Jadi dalam hal ini tidak serta merta harus menghukum A, apalagi  diketahui bahwa kardus tersebut bukan milik dari A, maka A tidak dapat dipersalahkan telah melakukan tindak pidana. Jadi dalam praktek sering sekali jebakan-jebakan demikian terjadi dan akibatnya adalah sering sekali orang yang tidak bersalah harus dihukum.
Karena itu benar apa yang disebut oleh adagium dalam hukum pidana tadi, yaitu lebih baik membabaskan seribu orang bersalah daripada menghukum satu orang yang tidak bersalah. Keadilan akan runtuh apabila orang benar dihukum. Keadilan itu untuk manusia, seperti yang dikatakan Imanuel Kant, “If justice is gone, there is no reason for a man to live longer on earth”.

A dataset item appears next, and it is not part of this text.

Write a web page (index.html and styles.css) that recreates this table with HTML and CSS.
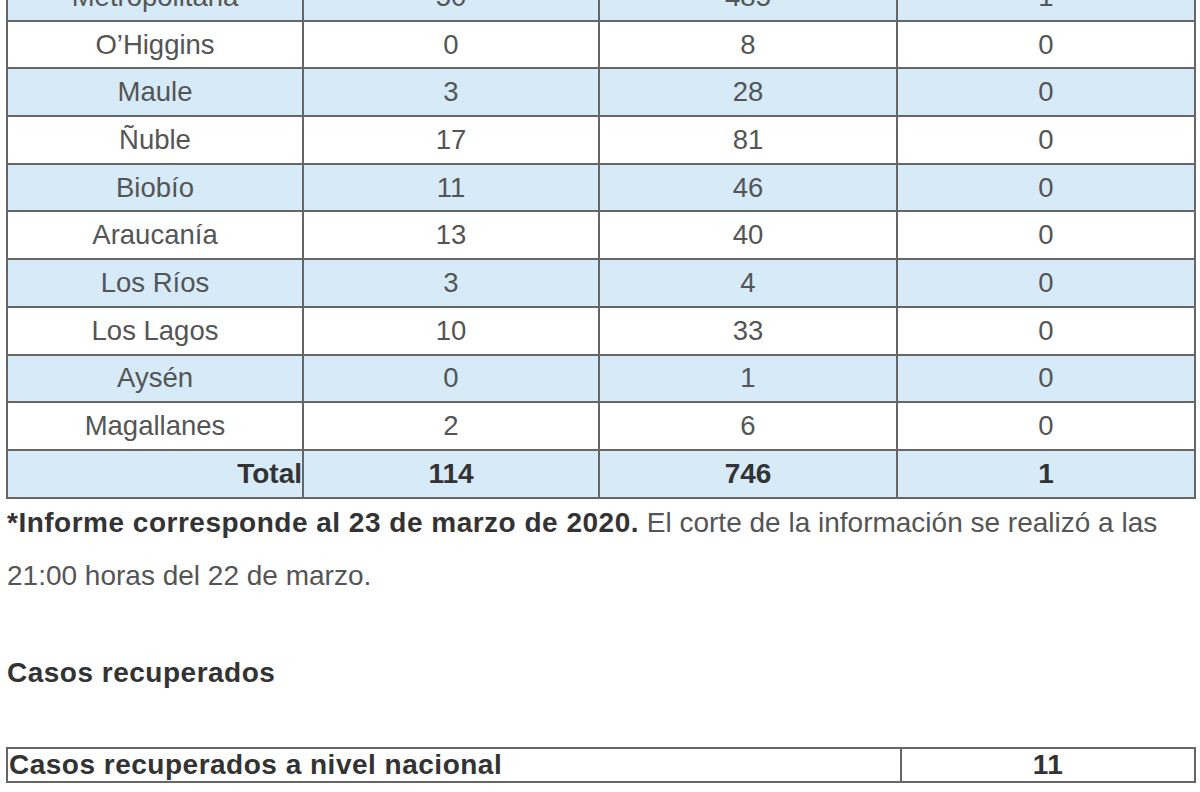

Mahkamah Agung yang memeriksa dan mengadili kasus Rudy melihat secara cermat dan akurat letak kesalahan dalam menerapkan hukum pembuktian, dari keterangan saksi-saksi dan fakta dipersidangan terlihat bahwa tidak cukup bukti adanya kesalahan pada diri terdakwa Rudi sebagaimana  dakwaan Penuntut Umum. Karena itu Mahkamah Agung memandang terdakwa Rudi tidak bersalah dan harus dibebaskan.
Apakah dalam kasus ini ada rekayasa? Penulis memandang tidak tepat disebut sebagai rekayasa kasus. Rekayasa itu sendiri mengandung arti rencana jahat atau persekongkolan jahat dengan tujuan untuk merugikan orang lain. Lalu apa kepentingan penyidik maupun Jaksa Penuntut Umum dan juga hakim judex factie merekayasa kasus itu agar Rudi dihukum? Tentu tidak ada. Lalu apa yang terjadi dalam hal ini? Lebih tepat menyebutnya sebagai kelemahan dan ketidak mampuan penegak hukum dalam memahami hukum sehingga kelemahan tersebut berakibat terjadinya kekeliruan dalam penegakan hukum. Meminjam istilah kedokteran lebih tepat disebut sebagai malpraktek dalam penegakan hukum.
Kita tidak hanya sekedar memerlukan penegak hukum yang jujur, tegas dan berani, tapi juga harus cerdas, jeli dan memiliki kemampuan memahami hukum dengan benar, sehingga orang-orang yang berurusan dengan hukum dapat merasakan keadilan dan tidak merasa diperkosa hak-haknya. Dengan demikian diharapkan tindakan-tindakan malpraktek dalam penegakan hukum dapat dihindari.